On 8/25/06, Timothy Miller <[EMAIL PROTECTED]> wrote:
On 8/25/06, Jon Smirl <[EMAIL PROTECTED]> wrote:
> What does the OGH address space look like?
The way we've spec'd it is this:
The drawing engine doesn't have access to host memory, but our DMA
engine does.
Can the drawing engine copy memory around in the full VRAM space? The
bitblt engine should be able to do this.
We'll decide on something for the size of the host-accessible memory
aperture (PCI BAR). It will be smaller than the size of the graphics
memory space. We discourage direct framebuffer access, but there will
be cases where we MUST do software rendering. We will provide an
offset register that software can use to set an appropriate window
into the graphics memory.
This is how ATI/NV work. It must be possible to access the buffers so
that software rendering fallbacks can work. But they don't map all of
video memory since there isn't enough address space.
A related point, dual headed cards appear as two PCI devices. They can
set their BAR's independently.
If you want to move data between host memory and graphics memory, we
strongly encourage you to use the DMA engine. The DMA engine has
access to the full host address space (to the extent that the IOMMU
gives it) and to the full graphics memory space.

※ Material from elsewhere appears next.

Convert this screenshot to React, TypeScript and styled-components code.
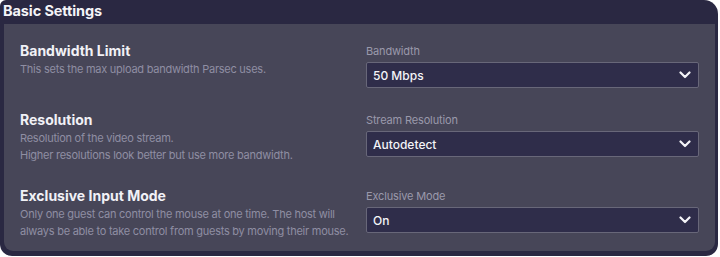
import styled, { createGlobalStyle } from "styled-components";

const GlobalStyle = createGlobalStyle`
  body {
    margin: 0;
    background: #ffffff;
    font-family: Inter, "Noto Sans", sans-serif;
  }
`;

const settings = [
  {
    title: "Bandwidth Limit",
    desc: ["This sets the max upload bandwidth Parsec uses."],
    label: "Bandwidth",
    value: "50 Mbps",
  },
  {
    title: "Resolution",
    desc: [
      "Resolution of the video stream.",
      "Higher resolutions look better but use more bandwidth.",
    ],
    label: "Stream Resolution",
    value: "Autodetect",
  },
  {
    title: "Exclusive Input Mode",
    desc: [
      "Only one guest can control the mouse at one time. The host will",
      "always be able to take control from guests by moving their mouse.",
    ],
    label: "Exclusive Mode",
    value: "On",
  },
];

export default function App() {
  return (
    <>
      <GlobalStyle />
      <Frame>
        <Header>Basic Settings</Header>
        <Panel>
          {settings.map((s) => (
            <Row key={s.title}>
              <Info>
                <Title>{s.title}</Title>
                <Desc>
                  {s.desc.map((line) => (
                    <span key={line}>{line}</span>
                  ))}
                </Desc>
              </Info>
              <Field>
                <Label>{s.label}</Label>
                <Select>
                  <span>{s.value}</span>
                  <svg width="12" height="8" viewBox="0 0 12 8">
                    <path
                      d="M1.5 1.5 L6 6 L10.5 1.5"
                      fill="none"
                      stroke="#f4f4f8"
                      strokeWidth="2.2"
                      strokeLinecap="round"
                      strokeLinejoin="round"
                    />
                  </svg>
                </Select>
              </Field>
            </Row>
          ))}
        </Panel>
      </Frame>
    </>
  );
}

const Frame = styled.div`
  width: 718px;
  height: 256px;
  box-sizing: border-box;
  background: #2a2842;
  border-radius: 6px 14px 12px 12px;
  display: flex;
  flex-direction: column;
  padding: 0 3px 5px 4px;
`;

const Header = styled.div`
  height: 24px;
  line-height: 21px;
  margin-left: -1px;
  font-size: 14.5px;
  font-weight: 700;
  color: #f4f4f8;
  letter-spacing: -0.1px;
`;

const Panel = styled.div`
  flex: 1;
  background: #474658;
  border-radius: 0 0 9px 9px;
  padding: 18px 16px 0 16px;
  display: flex;
  flex-direction: column;
  gap: 23px;
`;

const Row = styled.div`
  display: grid;
  grid-template-columns: minmax(0, 1fr) minmax(0, 1fr);
  column-gap: 13px;
  align-items: start;
`;

const Info = styled.div`
  display: flex;
  flex-direction: column;
`;

const Title = styled.div`
  font-size: 14px;
  line-height: 18px;
  font-weight: 700;
  color: #f1f1f6;
`;

const Desc = styled.div`
  margin-top: 1px;
  display: flex;
  flex-direction: column;
  font-size: 11px;
  line-height: 17px;
  letter-spacing: -0.25px;
  color: #8f8ea3;
  white-space: nowrap;
`;

const Field = styled.div`
  display: flex;
  flex-direction: column;
`;

const Label = styled.div`
  font-size: 11px;
  line-height: 18px;
  letter-spacing: -0.15px;
  color: #9a99ab;
`;

const Select = styled.div`
  margin-top: 2px;
  height: 26px;
  box-sizing: border-box;
  background: #2f2d4a;
  border: 1px solid #686779;
  border-radius: 2px;
  display: flex;
  align-items: center;
  justify-content: space-between;
  padding: 0 7px 0 6px;
  font-size: 12px;
  font-weight: 500;
  color: #f4f4f8;
`;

In that case, we're
dealing with two pointers (host and graphics) and a number of words to
move. (In addition to simple memory moves, there will be other DMA
commands to move data with more complex operations.)
In this design the DMA engine is much more important since there is no
GART mapping hardware. Note that the ATI PCI based cards still have
GART support even though they don't support AGP.
Software is responsible for memory management, i.e. where off-screen
surfaces are located in graphics memory.
THis is always true.
If you want to use a drawing surface as a texture or bitblt source or
a drawing target, it must be located in graphics memory.
For discrete cards this is true. For IGP devices everything is in system RAM.
In this generation, we will not be providing a way for the GPU to use
textures directly out of host memory. Every objection will be met
with "we can add more graphics memory."
Current cards will sometimes run their command streams out of system
memory. The only way they run textures out of system memory is through
GART mappings or IGP.
Current drivers have three levels of memory: VRAM, GART, system. In
this design there is only VRAM and system. IGP devices only have
system, etc.
The current drivers definitely use GART for texture access. The
limitation is that GART memory can't be used for a rendering buffer.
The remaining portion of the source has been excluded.